In hyperspectral image research, publicly available datasets such as Indian Pines, Pavia University, and Houston2013 have been widely used [38,39,40]. These datasets are primarily designed for hyperspectral image classification tasks and typically consist of single hyperspectral images containing tens to hundreds of spectral bands with pixel-wise class labels. However, these datasets are not suitable for spectral prediction tasks, such as predicting specific NIR bands from RGB images, because they do not contain precisely aligned RGB–HSI image pairs. For such prediction tasks, it is essential to have datasets that include RGB and hyperspectral images of the same scene, captured from the same position, at the same time, and under consistent lighting conditions.

Constructing such datasets requires an imaging setup capable of simultaneously acquiring RGB and hyperspectral data. Due to the large file sizes of hyperspectral images (approximately 2 GB per image), the high cost of equipment, and operational constraints, it is extremely rare to find publicly available datasets that reflect real-world conditions and provide high-resolution spatially aligned RGB-NIR data.

Accordingly, to experimentally validate the performance of the proposed G-RGB–based NIR prediction model, we constructed a custom dataset tailored to the needs of the study. The data were collected inside a greenhouse located in Gimje, Jeollabuk-do, South Korea. The target object for image acquisition was basil (Ocimum basilicum) leaves.

The data acquisition process was conducted under natural lighting conditions, with additional control provided by two Fomex H1000 lights positioned on either side of the scene. Both the RGB and HSI cameras were mounted on tripods and carefully aligned at a fixed distance and angle to ensure consistent image capture of the same scene at the same moment. The hyperspectral images were captured using an HERA-VIS camera, which covers the 400–1000 nm spectral range across 120 bands. RGB images were acquired using an ELP-4K-USB camera. A total of 50 RGB–HSI image pairs were collected. The dataset was randomly split into 80% for training and 20% for validation. Although the number of image pairs was limited, each hyperspectral image contained dense spatial and spectral information, with 120 bands per pixel, yielding a substantially rich dataset.
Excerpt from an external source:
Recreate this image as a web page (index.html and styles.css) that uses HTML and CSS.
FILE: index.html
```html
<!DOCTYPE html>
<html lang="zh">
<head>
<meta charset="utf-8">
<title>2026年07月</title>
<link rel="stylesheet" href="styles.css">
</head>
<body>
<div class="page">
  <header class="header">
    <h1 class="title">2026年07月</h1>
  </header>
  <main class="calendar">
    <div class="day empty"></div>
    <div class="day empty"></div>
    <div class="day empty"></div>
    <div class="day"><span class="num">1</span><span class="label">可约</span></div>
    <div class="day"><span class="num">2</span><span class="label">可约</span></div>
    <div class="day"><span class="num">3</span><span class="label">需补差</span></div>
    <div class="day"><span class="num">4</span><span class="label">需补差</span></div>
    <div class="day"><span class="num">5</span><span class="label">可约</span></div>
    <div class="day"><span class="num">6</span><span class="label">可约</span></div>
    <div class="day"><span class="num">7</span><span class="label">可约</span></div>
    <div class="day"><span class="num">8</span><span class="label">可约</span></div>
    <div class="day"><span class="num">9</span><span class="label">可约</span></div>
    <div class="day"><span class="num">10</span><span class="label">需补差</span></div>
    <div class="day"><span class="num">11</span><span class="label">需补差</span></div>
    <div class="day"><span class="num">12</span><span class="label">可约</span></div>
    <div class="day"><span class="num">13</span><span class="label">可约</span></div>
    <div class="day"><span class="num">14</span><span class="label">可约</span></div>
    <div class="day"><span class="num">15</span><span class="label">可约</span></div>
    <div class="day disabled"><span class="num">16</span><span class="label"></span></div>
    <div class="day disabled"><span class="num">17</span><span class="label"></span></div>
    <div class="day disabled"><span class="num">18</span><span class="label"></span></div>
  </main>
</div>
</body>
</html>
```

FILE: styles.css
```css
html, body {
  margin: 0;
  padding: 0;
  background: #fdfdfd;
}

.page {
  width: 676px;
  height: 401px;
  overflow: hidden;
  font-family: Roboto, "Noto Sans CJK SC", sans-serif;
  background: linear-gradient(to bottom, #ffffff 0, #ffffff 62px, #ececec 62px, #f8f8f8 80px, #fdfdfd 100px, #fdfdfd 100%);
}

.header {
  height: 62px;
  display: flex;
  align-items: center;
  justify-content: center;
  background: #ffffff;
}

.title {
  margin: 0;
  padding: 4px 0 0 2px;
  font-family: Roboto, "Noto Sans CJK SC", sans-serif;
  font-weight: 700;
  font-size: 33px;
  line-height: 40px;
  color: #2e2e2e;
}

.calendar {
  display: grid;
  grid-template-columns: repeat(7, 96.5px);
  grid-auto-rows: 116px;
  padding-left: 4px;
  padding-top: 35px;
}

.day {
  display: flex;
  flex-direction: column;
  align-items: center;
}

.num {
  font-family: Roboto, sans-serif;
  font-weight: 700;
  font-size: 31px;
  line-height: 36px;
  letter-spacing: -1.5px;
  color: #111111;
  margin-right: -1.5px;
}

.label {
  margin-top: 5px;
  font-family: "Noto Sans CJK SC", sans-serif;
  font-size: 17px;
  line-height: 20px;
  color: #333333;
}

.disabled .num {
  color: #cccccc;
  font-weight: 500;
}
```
Representative sample images from both modalities are shown in Figure 4.

The acquired hyperspectral images, originally captured at a resolution of 512 × 640 × 110, were normalized based on the maximum reflectance value and resized to 256 × 256 × 110. The preprocessed data were saved in NumPy array format, for efficient handling during training.

Based on this dataset, we conducted training, validation, and performance evaluation of the proposed G-RGB–based NIR band reconstruction model.

6. Experimental Results

In this section, we present the experimental results obtained by evaluating the proposed G-RGB input and FUSE-Net architecture. The experiments were conducted in two stages: (1) selecting the optimal NIR band combination based on Principal Component Analysis (PCA), and (2) benchmarking the performance of FUSE-Net and existing models using both the original RGB and G-RGB inputs. All experiments were performed using a custom-collected RGB–HSI paired dataset acquired under controlled conditions.

6.1. Evaluation Metrics

To assess the performance of NIR band prediction from RGB or G-RGB inputs, we used four quantitative metrics that jointly captured both spatial fidelity and spectral accuracy. These included Mean Squared Error (MSE), Peak Signal-to-Noise Ratio (PSNR), Structural Similarity Index (SSIM), and Spectral Correlation Coefficient (SCC). For each metric, the average value across the test dataset was reported as the final performance score. SSIM, originally proposed by Wang et al. [41], is a widely adopted metric in image reconstruction tasks, due to its ability to reflect structural fidelity. It has also been extensively used in recent restoration-based vision studies [42,43]. In addition, SCC was used to evaluate the spectral consistency between the predicted and ground-truth reflectance profiles. Based on the Pearson correlation coefficient, SCC quantifies the linear relationship between spectral vectors, offering a complementary perspective to distortion-based metrics. By focusing on spectral correlation, SCC provides further insight into how well the predicted outputs preserve the original spectral characteristics [44].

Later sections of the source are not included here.